__Directions for this task__:
Your answer should be one number: how many lines of the data include the string "page"?

__Exercise inputs__:
↓

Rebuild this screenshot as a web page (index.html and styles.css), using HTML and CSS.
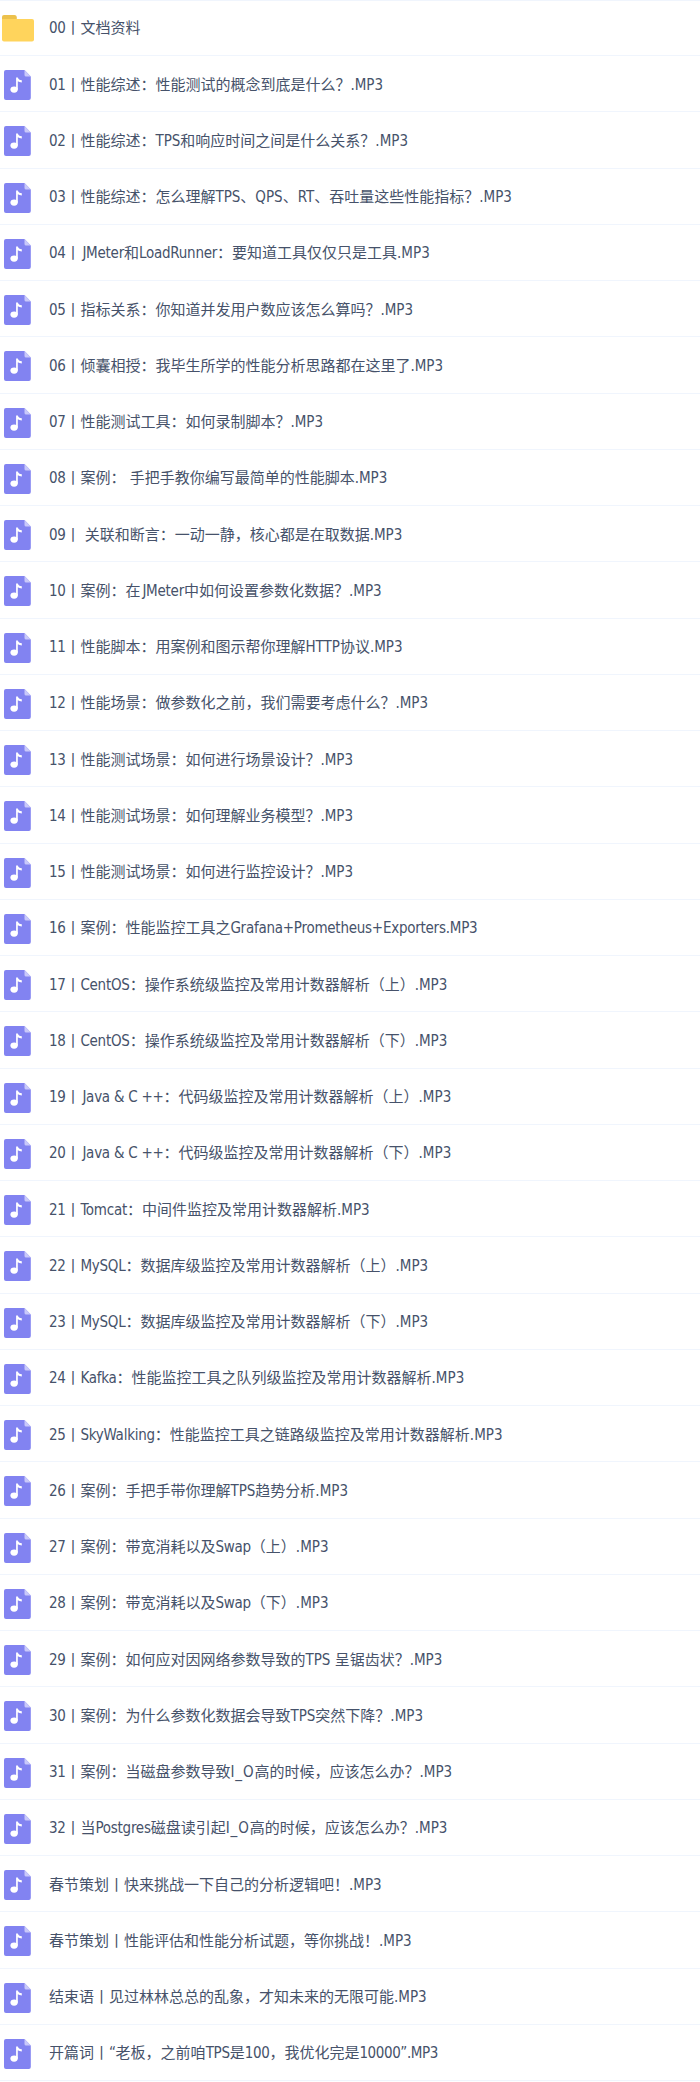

↑
↓

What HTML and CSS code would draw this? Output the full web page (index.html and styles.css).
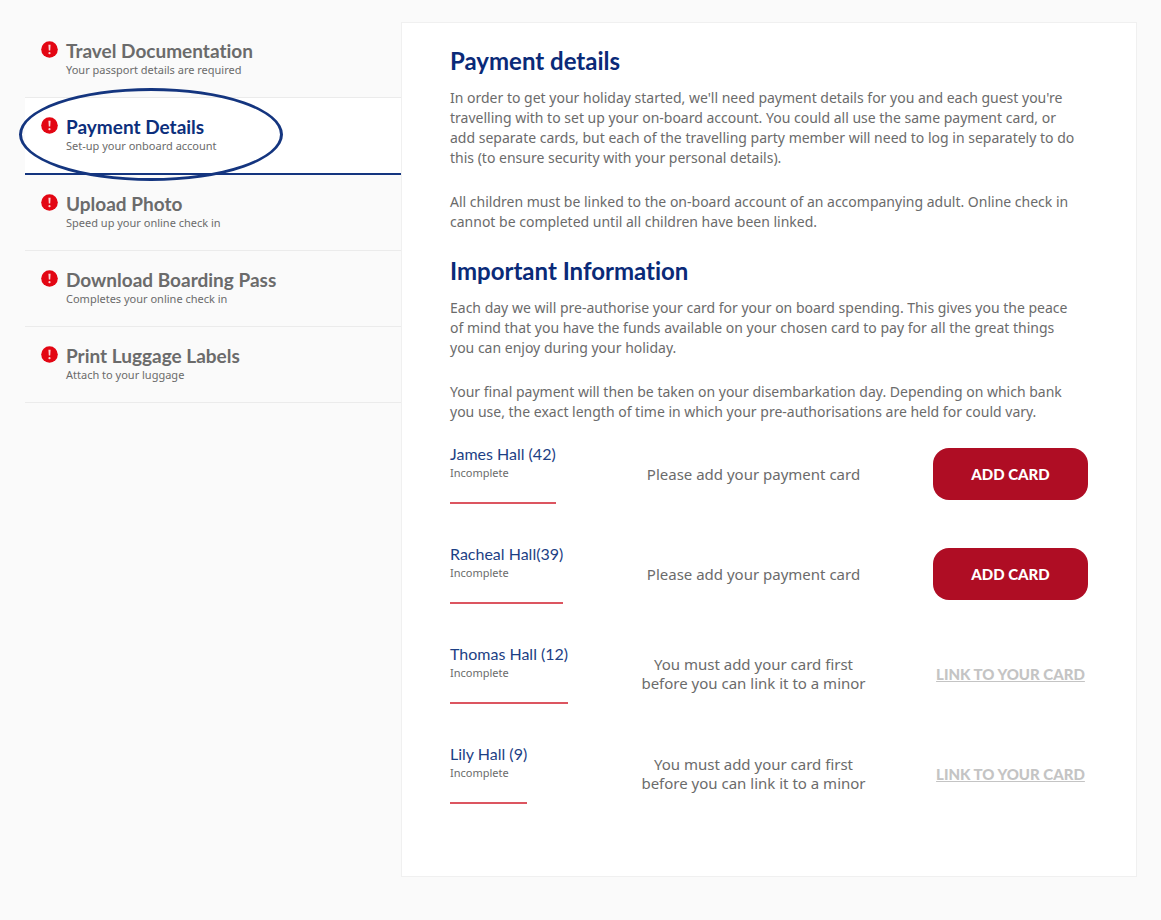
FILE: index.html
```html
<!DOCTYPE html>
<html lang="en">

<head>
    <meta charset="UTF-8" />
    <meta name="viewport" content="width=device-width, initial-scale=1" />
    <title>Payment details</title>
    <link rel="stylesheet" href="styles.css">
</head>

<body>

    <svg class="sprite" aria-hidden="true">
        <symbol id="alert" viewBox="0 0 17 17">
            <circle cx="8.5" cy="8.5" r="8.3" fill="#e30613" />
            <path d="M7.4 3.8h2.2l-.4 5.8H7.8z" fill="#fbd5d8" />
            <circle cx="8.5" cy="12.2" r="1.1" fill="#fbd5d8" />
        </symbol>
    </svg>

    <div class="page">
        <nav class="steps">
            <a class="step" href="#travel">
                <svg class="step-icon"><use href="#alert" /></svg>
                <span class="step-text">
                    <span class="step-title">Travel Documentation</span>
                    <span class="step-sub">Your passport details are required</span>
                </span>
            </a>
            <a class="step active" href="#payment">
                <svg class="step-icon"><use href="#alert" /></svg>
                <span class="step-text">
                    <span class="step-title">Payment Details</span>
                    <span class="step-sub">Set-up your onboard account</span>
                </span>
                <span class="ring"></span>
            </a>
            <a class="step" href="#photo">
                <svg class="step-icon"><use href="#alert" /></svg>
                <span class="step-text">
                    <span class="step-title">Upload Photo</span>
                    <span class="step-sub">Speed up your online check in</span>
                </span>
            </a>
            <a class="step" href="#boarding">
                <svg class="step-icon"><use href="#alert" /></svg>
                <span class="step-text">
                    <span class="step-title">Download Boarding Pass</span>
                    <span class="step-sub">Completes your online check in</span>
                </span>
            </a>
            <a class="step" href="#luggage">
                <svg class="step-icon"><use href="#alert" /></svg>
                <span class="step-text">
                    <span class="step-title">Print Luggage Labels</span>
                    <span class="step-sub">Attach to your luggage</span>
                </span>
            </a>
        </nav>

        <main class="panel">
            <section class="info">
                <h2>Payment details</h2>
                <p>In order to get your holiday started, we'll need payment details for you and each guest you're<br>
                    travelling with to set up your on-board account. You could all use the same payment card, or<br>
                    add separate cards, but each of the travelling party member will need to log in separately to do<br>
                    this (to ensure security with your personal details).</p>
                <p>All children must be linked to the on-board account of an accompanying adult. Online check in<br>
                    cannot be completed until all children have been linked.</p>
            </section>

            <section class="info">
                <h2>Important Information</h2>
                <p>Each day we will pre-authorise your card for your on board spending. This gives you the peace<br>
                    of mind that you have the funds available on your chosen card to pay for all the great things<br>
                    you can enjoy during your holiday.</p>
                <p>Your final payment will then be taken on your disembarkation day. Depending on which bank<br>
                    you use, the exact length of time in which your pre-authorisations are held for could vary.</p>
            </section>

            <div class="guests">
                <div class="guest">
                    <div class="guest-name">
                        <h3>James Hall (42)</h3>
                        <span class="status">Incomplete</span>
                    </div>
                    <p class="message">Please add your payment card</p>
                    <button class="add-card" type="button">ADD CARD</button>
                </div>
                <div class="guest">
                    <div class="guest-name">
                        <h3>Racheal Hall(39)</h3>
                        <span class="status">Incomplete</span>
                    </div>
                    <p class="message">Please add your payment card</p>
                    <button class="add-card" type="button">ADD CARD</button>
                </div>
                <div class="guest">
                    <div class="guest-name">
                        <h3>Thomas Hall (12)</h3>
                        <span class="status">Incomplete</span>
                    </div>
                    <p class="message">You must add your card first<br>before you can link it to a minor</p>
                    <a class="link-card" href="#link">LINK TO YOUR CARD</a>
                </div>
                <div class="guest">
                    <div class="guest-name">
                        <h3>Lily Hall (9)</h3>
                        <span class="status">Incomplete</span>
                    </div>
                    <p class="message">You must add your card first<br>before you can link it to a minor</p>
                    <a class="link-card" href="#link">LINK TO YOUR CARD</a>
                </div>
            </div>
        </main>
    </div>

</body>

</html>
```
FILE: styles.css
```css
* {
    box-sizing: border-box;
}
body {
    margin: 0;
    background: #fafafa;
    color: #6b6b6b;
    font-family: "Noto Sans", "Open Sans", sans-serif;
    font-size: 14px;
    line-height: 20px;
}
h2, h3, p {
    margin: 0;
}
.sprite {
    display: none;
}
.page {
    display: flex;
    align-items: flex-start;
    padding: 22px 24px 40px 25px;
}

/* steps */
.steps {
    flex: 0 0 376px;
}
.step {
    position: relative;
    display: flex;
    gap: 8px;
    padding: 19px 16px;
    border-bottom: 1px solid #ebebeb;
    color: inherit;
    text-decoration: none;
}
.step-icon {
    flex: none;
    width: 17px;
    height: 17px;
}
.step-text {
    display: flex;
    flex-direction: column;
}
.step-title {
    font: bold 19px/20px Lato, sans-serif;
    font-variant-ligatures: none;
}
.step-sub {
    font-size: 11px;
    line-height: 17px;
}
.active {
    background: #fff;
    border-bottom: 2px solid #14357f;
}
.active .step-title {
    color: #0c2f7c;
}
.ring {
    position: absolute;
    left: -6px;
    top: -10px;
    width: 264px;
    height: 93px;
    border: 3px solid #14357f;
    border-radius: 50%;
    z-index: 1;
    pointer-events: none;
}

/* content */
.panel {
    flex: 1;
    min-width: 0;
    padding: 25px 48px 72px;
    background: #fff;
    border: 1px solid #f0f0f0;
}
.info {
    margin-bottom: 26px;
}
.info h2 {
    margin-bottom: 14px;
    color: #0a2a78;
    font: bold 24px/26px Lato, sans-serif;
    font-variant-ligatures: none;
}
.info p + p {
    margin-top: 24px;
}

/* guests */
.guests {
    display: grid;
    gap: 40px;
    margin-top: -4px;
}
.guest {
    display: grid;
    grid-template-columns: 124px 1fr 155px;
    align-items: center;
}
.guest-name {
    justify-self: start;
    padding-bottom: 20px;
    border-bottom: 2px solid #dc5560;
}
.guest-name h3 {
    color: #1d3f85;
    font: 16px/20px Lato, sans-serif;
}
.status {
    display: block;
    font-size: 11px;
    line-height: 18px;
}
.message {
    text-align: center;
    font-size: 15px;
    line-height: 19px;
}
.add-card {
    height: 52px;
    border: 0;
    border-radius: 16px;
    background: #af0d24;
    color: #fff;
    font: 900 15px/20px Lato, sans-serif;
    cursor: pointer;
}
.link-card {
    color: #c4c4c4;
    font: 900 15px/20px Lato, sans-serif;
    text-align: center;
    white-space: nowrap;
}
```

↑

__Written answer__:
4